Community tensions aside, the charter application process requires time, money, and a certain level of educational and bureaucratic know-how – resources that may not be available in smaller or poorer communities, notes Terry Ryan, chief executive officer of Bluum, an organization that works with rural charter schools in Idaho.  

"It works if you've got the right people," Mr. Ryan says. "But it's hard to have those ingredients come together in a small town." 

Measured success

Seventeen years after its founding, the Sugar Valley Rural Charter School is still reflecting on whether it's been successful in filling the void left in the community by the traditional public school.

There have been challenges, certainly, and not all in the local community have fully embraced the school, acknowledges Carla McElwain, one of the original founders of the charter. But still she answers, firmly, "Yes." 

"We're quite proud of it," she says, citing the school's newly constructed 15-room building as evidence of success. "We must be doing something right." 

Ms.
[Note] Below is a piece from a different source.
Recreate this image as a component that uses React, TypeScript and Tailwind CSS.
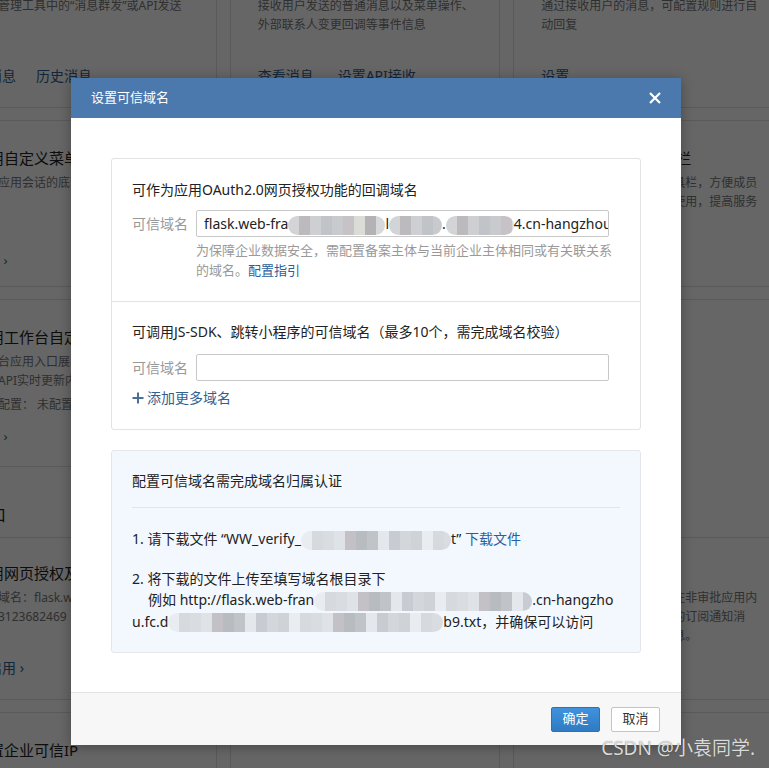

Kennedy, the school's CEO, isn't so sure the charter school has completely filled the void. All in all, she says, the school-community relationship has vastly improved over the past two decades. But she doesn't quite feel that the Sugar Valley Rural Charter School has been "100 percent successful yet" in its goal of becoming a "hub of the community."

Back in the days of the traditional public school, she recalls, high school sports were a popular attraction for locals. She's hopeful that building a new gymnasium and expanding the charter school's athletic offerings will help rally neighbors around something to root for. 

One month into River Grove's existence, administrator Drew Goodson is also hopeful. For now, he says, the school's goal is simple: to stay open. But his vision for the future of River Grove is more ambitious. 

"We have the philosophy that it takes a village to raise a child," he says. "We want to use the whole community to educate our kids and really be entrenched so that generations of kids can come here."